Daughter's departure is still a ways off, but it is looming over me like a big, black cloud. I have asked her to at least finish off the school year here, but I recognize that she will have to be in Hungary by September for the beginning of school. I want to at least have the summer with her, which is important for the boys too. But she wants to be in Hungary by her birthday, which is at the beginning of July. I hate to think about it. I wish time would slow down.

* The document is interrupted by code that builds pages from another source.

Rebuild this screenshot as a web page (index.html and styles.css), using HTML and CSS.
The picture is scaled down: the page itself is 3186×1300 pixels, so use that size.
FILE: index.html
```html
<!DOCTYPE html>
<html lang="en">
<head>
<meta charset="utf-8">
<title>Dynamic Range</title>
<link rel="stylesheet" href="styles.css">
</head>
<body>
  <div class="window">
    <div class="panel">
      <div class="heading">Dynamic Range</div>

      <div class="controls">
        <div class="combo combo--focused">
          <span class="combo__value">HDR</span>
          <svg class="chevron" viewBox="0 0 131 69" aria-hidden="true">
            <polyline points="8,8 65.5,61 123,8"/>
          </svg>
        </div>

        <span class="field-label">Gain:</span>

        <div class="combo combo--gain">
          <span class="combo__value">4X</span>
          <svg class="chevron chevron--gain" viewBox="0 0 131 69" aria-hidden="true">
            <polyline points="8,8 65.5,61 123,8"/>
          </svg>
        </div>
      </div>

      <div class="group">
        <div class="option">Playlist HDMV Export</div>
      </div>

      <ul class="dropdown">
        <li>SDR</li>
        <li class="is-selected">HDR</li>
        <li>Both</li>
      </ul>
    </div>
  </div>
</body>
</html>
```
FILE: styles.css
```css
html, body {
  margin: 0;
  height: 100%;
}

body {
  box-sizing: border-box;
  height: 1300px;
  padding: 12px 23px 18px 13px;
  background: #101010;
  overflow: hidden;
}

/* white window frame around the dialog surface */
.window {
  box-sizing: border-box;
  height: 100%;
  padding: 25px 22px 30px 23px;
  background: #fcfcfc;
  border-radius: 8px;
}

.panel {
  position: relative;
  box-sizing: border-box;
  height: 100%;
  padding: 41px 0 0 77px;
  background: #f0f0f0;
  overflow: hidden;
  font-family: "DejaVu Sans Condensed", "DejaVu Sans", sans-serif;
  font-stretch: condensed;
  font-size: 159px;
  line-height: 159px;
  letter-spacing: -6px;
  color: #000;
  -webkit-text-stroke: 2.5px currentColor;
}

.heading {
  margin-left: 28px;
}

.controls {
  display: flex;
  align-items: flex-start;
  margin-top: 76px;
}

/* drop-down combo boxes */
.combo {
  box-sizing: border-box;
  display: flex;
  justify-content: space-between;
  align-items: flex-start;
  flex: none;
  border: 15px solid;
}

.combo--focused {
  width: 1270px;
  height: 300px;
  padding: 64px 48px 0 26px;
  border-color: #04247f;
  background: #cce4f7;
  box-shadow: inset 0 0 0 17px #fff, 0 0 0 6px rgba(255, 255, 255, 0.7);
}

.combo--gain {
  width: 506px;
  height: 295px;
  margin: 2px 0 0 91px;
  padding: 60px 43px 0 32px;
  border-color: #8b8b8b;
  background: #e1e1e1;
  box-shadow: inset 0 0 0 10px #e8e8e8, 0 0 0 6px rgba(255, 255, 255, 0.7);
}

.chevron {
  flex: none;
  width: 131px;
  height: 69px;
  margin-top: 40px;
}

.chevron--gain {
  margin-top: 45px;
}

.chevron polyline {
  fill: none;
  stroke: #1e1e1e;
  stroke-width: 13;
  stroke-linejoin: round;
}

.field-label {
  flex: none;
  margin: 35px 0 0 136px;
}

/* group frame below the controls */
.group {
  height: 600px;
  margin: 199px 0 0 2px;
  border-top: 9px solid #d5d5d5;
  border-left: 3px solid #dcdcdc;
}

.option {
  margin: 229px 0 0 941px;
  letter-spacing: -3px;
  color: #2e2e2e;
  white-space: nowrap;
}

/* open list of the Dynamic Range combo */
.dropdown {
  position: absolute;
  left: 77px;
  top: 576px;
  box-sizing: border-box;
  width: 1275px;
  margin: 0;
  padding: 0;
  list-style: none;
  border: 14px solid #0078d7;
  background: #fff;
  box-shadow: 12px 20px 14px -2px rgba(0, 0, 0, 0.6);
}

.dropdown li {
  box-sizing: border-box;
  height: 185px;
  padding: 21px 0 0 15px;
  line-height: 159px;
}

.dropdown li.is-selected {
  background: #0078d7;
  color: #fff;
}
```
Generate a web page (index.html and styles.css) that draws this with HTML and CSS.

Despite my growing feeling of doom and failure, I do have one positive thing to report. Since I told daughter that I would let her go, she has begun to open up to me a little. Today she was downright chatty, and whereas in the past she would clam up the instant she realized that she was actually talking to me, today she went right on talking. It's almost as if she had years and years' worth of stuff she had to say. It was actually kind of funny, and heartwarming in a bittersweet way. I hate to think that I have to lose her if I want to find her, but I am trying hard to think of this as something to be thankful for.